▶ **TASK DETAILS**
Could the lines from the start of the data through the line with "icon: string; label: string" be set down exactly, with no pictures among them?

--- DATA BLOCK ---

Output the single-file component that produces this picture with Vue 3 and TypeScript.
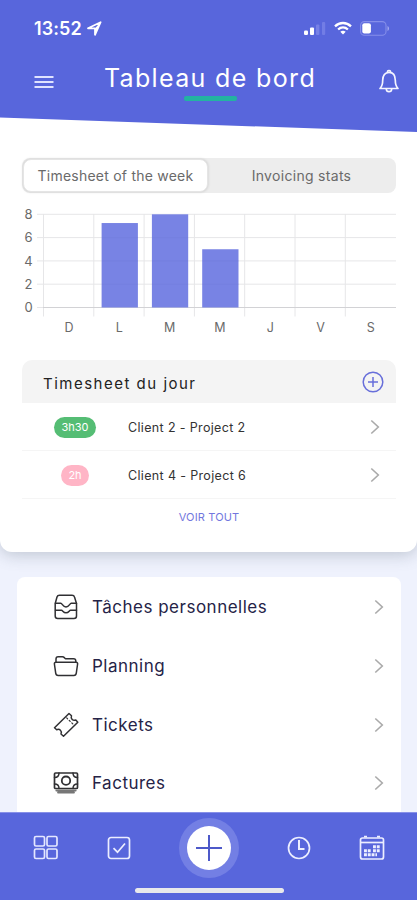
<script setup lang="ts">
interface Day { label: string; hours: number }
interface Entry { duration: string; label: string; tone: string }
interface MenuItem { icon: string; label: string }

const days: Day[] = [
  { label: 'D', hours: 0 },
  { label: 'L', hours: 7.25 },
  { label: 'M', hours: 8 },
  { label: 'M', hours: 5 },
  { label: 'J', hours: 0 },
  { label: 'V', hours: 0 },
  { label: 'S', hours: 0 },
]
const ticks: number[] = [8, 6, 4, 2, 0]
const left = 21.5
const step = 50.3
const yOf = (h: number): number => 103.5 - h * 11.65

const entries: Entry[] = [
  { duration: '3h30', label: 'Client 2 - Project 2', tone: 'green' },
  { duration: '2h', label: 'Client 4 - Project 6', tone: 'pink' },
]
const menu: MenuItem[] = [
  { icon: 'drawer', label: 'Tâches personnelles' },
  { icon: 'folder', label: 'Planning' },
  { icon: 'ticket', label: 'Tickets' },
  { icon: 'cash', label: 'Factures' },
]
</script>

<template>
  <div class="screen">
    <section class="sheet">
      <header class="top">
        <div class="status">
          <span class="time">13:52</span>
          <svg class="loc" width="15" height="15" viewBox="0 0 15 15"><path d="M1 7.3 13.6 1.2 8 13.8V7.3Z" fill="none" stroke="#fff" stroke-width="1.8" stroke-linejoin="round" /><path d="M8 7.3 13.6 1.2 8 13.8Z" fill="#fff" /></svg>
          <svg class="signal" width="22" height="15" viewBox="0 0 22 15"><rect x="0" y="9.5" width="4" height="4.5" rx="1.3" fill="#fff" /><rect x="6" y="6.5" width="4" height="7.5" rx="1" fill="#fff" /><rect x="12" y="3.5" width="3.4" height="10.5" rx="1" fill="#7781e6" /><rect x="18" y="1" width="3.2" height="13" rx="1" fill="#727de5" /></svg>
          <svg class="wifi" width="18" height="14" viewBox="0 0 18 14"><g fill="none" stroke="#fff" stroke-width="2.3"><path d="M1 5.3C5.6.9 12.4.9 17 5.3" /><path d="M4.1 8.5c2.9-2.7 6.9-2.7 9.8 0" /></g><path d="M6.3 10.8c1.6-1.5 3.8-1.5 5.4 0L9 13.6Z" fill="#fff" /></svg>
          <svg class="battery" width="30" height="15" viewBox="0 0 30 15"><rect x=".6" y=".6" width="25.4" height="13.6" rx="3.8" fill="none" stroke="#858eea" stroke-width="1.1" /><rect x="2.3" y="2.2" width="8.6" height="10.4" rx="2" fill="#fff" /><path d="M27.5 5v5c2-.8 2-4.200 0-5Z" fill="#a1a8f0" /></svg>
        </div>
        <div class="titlebar">
          <svg class="burger" width="20" height="14" viewBox="0 0 20 14"><path d="M.5 2h19M.5 7h19M.5 12h19" stroke="#dfe3ff" stroke-width="1.9" /></svg>
          <div class="heading"><h1>Tableau de bord</h1><i></i></div>
          <svg class="bell" width="22" height="25" viewBox="0 0 22 25"><g fill="none" stroke="#f4f5ff" stroke-width="1.7" stroke-linejoin="round" stroke-linecap="round"><path d="M2 19.500c2-2 2.700-3.700 2.700-8.200C4.700 6.500 7 3.300 11 3.300s6.300 3.200 6.300 8c0 4.500.7 6.200 2.700 8.200Z" /><path d="M8.300 20c.2 3.600 5.200 3.600 5.400 0M9.500 2.300c.5-1.100 2.500-1.100 3 0" /></g></svg>
        </div>
      </header>
      <div class="tabs">
        <button class="tab active">Timesheet of the week</button>
        <button class="tab">Invoicing stats</button>
      </div>
      <svg class="chart" width="375" height="136" viewBox="0 0 375 136">
        <g stroke="#e6e6e8">
          <line v-for="t in ticks" :key="t" x1="15" x2="374" :y1="yOf(t)" :y2="yOf(t)" />
          <line v-for="(d, i) in days" :key="i" :x1="left + i * step" :x2="left + i * step" y1="10" y2="112.500" />
        </g>
        <line x1="21" x2="374" y1="103.500" y2="103.500" stroke="#d2d2d5" />
        <g class="ylabel"><text v-for="t in ticks" :key="t" x="6.500" :y="yOf(t) + 4.800">{{ t }}</text></g>
        <g v-for="(d, i) in days" :key="'b' + i">
          <rect v-if="d.hours" :x="left + i * step + 7.800" :y="yOf(d.hours)" width="36.300" :height="yOf(0) - yOf(d.hours)" fill="#7883e4" />
          <text class="xlabel" :x="left + i * step + 25.500" y="128">{{ d.label }}</text>
        </g>
        <g stroke="#7079d9" stroke-opacity=".35"><path d="M80 80.200h36M80 56.900h36M80 33.600h36M130 80.200h36M130 56.900h36M130 33.600h36M180.500 80.200h36M180.500 56.900h36" /></g>
      </svg>
      <div class="day">
        <div class="dayhead">
          <h2>Timesheet du jour</h2>
          <svg width="22" height="22" viewBox="0 0 22 22"><g fill="none" stroke="#686fda" stroke-width="1.5"><circle cx="11" cy="11" r="9.800" /><path d="M11 6v10M6 11h10" /></g></svg>
        </div>
        <div v-for="e in entries" :key="e.label" class="entry">
          <div class="cell"><span class="pill" :class="e.tone">{{ e.duration }}</span></div>
          <span class="project">{{ e.label }}</span>
          <svg class="chev" width="10" height="16" viewBox="0 0 10 16"><path d="m1.300 1.500 7 6.500-7 6.500" fill="none" stroke="#aaa" stroke-width="1.600" /></svg>
        </div>
        <a class="all">VOIR TOUT</a>
      </div>
    </section>

    <nav class="menu">
      <div v-for="m in menu" :key="m.icon" class="item">
        <svg width="26" height="26" viewBox="0 0 26 26">
          <g fill="none" stroke="#303033" stroke-width="1.500" stroke-linejoin="round" stroke-linecap="round">
            <template v-if="m.icon === 'drawer'">
              <path d="M2.200 9.500 4 3Q4.500 1.200 6.500 1.200h12.500q2 0 2.500 1.800L23.500 9.500v12.500q0 2.500-2.500 2.500H4.700q-2.500 0-2.500-2.500Z" />
              <path d="M2.500 9.300h5.300c1.500 0 2 3.700 5.200 3.700s3.700-3.700 5.200-3.700h5.300M2.500 16.300h6c1.300 0 1.600 2.500 4.500 2.500s3.200-2.500 4.500-2.500h6" />
            </template>
            <template v-else-if="m.icon === 'folder'">
              <path d="M3 9.200V6q0-2.200 2.200-2.200h4.300q1 0 1.800.8l.7.700q.6.500 1.500.500h7q2.300 0 2.300 2.200v1.200" />
              <path d="M3 9.200h20q1.800 0 1.600 1.800l-1.300 9.200q-.3 2.200-2.500 2.200H5.200q-2.200 0-2.500-2.200L1.400 11Q1.200 9.200 3 9.200Z" />
            </template>
            <template v-else-if="m.icon === 'ticket'">
              <path d="m1.500 15.800 14.500-14.300 2.500 2.200c-1.200 3 1.500 5.500 4.300 4.300l2 2.200-14.300 14-2.500-2.200c1.300-3-1.400-5.600-4.300-4.300Z" />
              <path d="m13.700 5.900.9.900m1.600 1.500 1 1m1.600 1.500 1 1" stroke-width="1.200" />
            </template>
            <template v-else>
              <rect x="1.500" y="3" width="23" height="15.500" rx="1" stroke-width="1.700" />
              <circle cx="13" cy="10.700" r="4.200" stroke-width="1.800" />
              <path d="M1.500 7.500q4.500 0 4.500-4.500M20 3q0 4.500 4.500 4.500M1.500 14q4.500 0 4.500 4.500M20 18.500q0-4.500 4.500-4.500" />
              <path d="M3.300 20.500h19.400M5 22.500h16" stroke="#777" stroke-width="1.800" />
            </template>
          </g>
        </svg>
        <span class="name">{{ m.label }}</span>
        <svg class="chev" width="10" height="16" viewBox="0 0 10 16"><path d="m1.300 1.500 7 6.500-7 6.500" fill="none" stroke="#aaa" stroke-width="1.600" /></svg>
      </div>
    </nav>

    <footer class="dock">
      <div class="icons">
        <svg class="grid" width="26" height="26" viewBox="0 0 26 26"><g fill="none" stroke="#e4e7ff" stroke-width="1.700"><rect x="1.500" y="1.500" width="10" height="9.500" rx="1.500" /><rect x="14" y="1.500" width="10" height="9.500" rx="1.500" /><rect x="1.500" y="14" width="10" height="9.500" rx="1.500" /><rect x="14" y="14" width="10" height="9.500" rx="1.500" /></g></svg>
        <svg class="check" width="24" height="24" viewBox="0 0 24 24"><g fill="none" stroke="#eceeff" stroke-width="1.700"><rect x="1.500" y="1.500" width="21" height="21" rx="2.500" /><path d="m6.500 12.200 4 4L18 7.500" /></g></svg>
        <div class="fab"><svg width="44" height="44" viewBox="0 0 44 44"><circle cx="22" cy="22" r="22" fill="#fff" /><path d="M22 9v26M9 22h26" stroke="#4d59c9" stroke-width="2" /></svg></div>
        <svg class="clock" width="24" height="24" viewBox="0 0 24 24"><g fill="none" stroke="#eceeff" stroke-width="1.700"><circle cx="12" cy="12" r="10.500" /><path d="M12 4v9h5.500" stroke-width="2" /></g></svg>
        <svg class="cal" width="26" height="26" viewBox="0 0 26 26"><g fill="none" stroke="#eceeff"><rect x="1.500" y="3" width="23" height="21" rx="2" stroke-width="1.700" /><path d="M2 7.500h22" stroke-width="1.700" /><path d="M5 1.700h3M18 1.700h3" stroke-width="1.700" /><path d="M14 11.800h7M14 15.700h7M5 15.700h7M5 19.700h13" stroke-width="2.900" stroke-dasharray="2.900 .9" /></g></svg>
      </div>
      <div class="home"></div>
    </footer>
  </div>
</template>

<style>
body { overflow: hidden; }
</style>
<style scoped>
* { box-sizing: border-box; }
.screen { width: 417px; height: 900px; overflow: hidden; display: flex; flex-direction: column; background: #eff2fd; font-family: Inter, "Liberation Sans", sans-serif; }
svg { display: block; flex: none; }
h1, h2 { margin: 0; font-weight: 400; white-space: nowrap; }
.sheet { flex: none; height: 552px; background: #fff; border-radius: 0 0 12px 12px; box-shadow: 0 3px 16px rgba(90, 105, 120, .32); }
.top { height: 132px; background: #5866dc; clip-path: polygon(0 0, 100% 0, 100% 100%, 0 117.500px); }
.status { display: flex; align-items: center; height: 56px; padding: 0 27px 0 34px; color: #fff; }
.time { font-size: 18px; font-weight: 600; letter-spacing: .1px; }
.loc { margin-left: 5px; }
.signal { margin-left: auto; }
.wifi { margin-left: 8px; }
.battery { margin-left: 8px; }
.titlebar { display: flex; align-items: flex-start; padding: 0 17px 0 34px; }
.burger { margin-top: 19px; }
.heading { display: flex; flex-direction: column; align-items: center; width: 214px; padding-top: 6px; margin-left: 49px; }
h1 { color: #fff; font-size: 25px; line-height: 32px; letter-spacing: 1.350px; }
.heading i { width: 53px; height: 5px; margin-top: 2px; border-radius: 2px; background: #23b3a1; }
.bell { margin: 13px 0 0 auto; }
.tabs { display: flex; margin: 26px 21px 0 22px; height: 35px; padding: 1px; border-radius: 8px; background: #ededed; }
.tab { flex: 1; border: 0; padding: 0 0 1px; background: none; color: #6a6a6a; font: 14px Inter, sans-serif; letter-spacing: .3px; white-space: nowrap; border-radius: 8px; }
.active { background: #fff; flex: 0 0 185px; border: 1px solid #e5e5e5; box-shadow: 0 0 3px rgba(0, 0, 0, .16); letter-spacing: .230px; }
.chart { margin: 11px 0 0 22px; }
.ylabel, .xlabel { font-size: 13px; fill: #6a6a6a; text-anchor: middle; }
.xlabel { font-size: 12.500px; }
.day { margin: 20px 21px 0 22px; }
.dayhead { height: 43px; padding: 0 12px 0 21px; display: flex; align-items: center; justify-content: space-between; background: #f4f4f4; border-radius: 10px 10px 0 0; }
h2 { font-size: 15px; letter-spacing: 1.500px; color: #222; padding-top: 4px; }
.entry { height: 48px; display: flex; align-items: center; padding-right: 16px; border-bottom: 1px solid #f5f5f5; }
.cell { width: 106px; display: flex; justify-content: center; }
.pill { height: 21px; line-height: 20px; padding: 0 7px; border-radius: 11px; color: #fff; font-size: 11px; margin-top: 2px; }
.green { background: #55bd74; }
.pink { background: #ffb5c6; }
.project { padding-top: 1px; font-size: 12.500px; letter-spacing: .350px; color: #333; white-space: nowrap; }
.chev { margin-left: auto; }
.all { display: block; text-align: center; color: #7277de; font-size: 11px; letter-spacing: .150px; line-height: 14px; margin-top: 11px; }
.menu { flex: none; width: 384px; height: 260px; margin: 25px 0 0 17px; padding-top: 1px; border-radius: 8px; background: #fff; }
.item { height: 58.700px; display: flex; align-items: center; padding: 0 17px 0 36px; }
.name { margin-left: 13px; font-size: 17px; letter-spacing: .500px; color: #252347; white-space: nowrap; }
.dock { flex: none; height: 88px; margin-top: -25px; border-top: 1px solid #8790e8; background: #5866dc; }
.icons { height: 70px; display: flex; align-items: center; }
.grid { margin-left: 33px; }
.check { margin-left: 48px; }
.fab { margin-left: 48px; width: 60px; height: 60px; padding: 8px; border-radius: 50%; background: #737fe4; }
.clock { margin-left: 48px; }
.cal { margin-left: 48px; }
.home { width: 149px; height: 5px; margin: 5px auto 0 135px; border-radius: 3px; background: #e9e9eb; }
</style>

---

▶ **EXERCISE ANSWER**
Output the single-file component that produces this picture with Vue 3 and TypeScript.
<script setup lang="ts">
interface Day { label: string; hours: number }
interface Entry { duration: string; label: string; tone: string }
interface MenuItem { icon: string; label: string }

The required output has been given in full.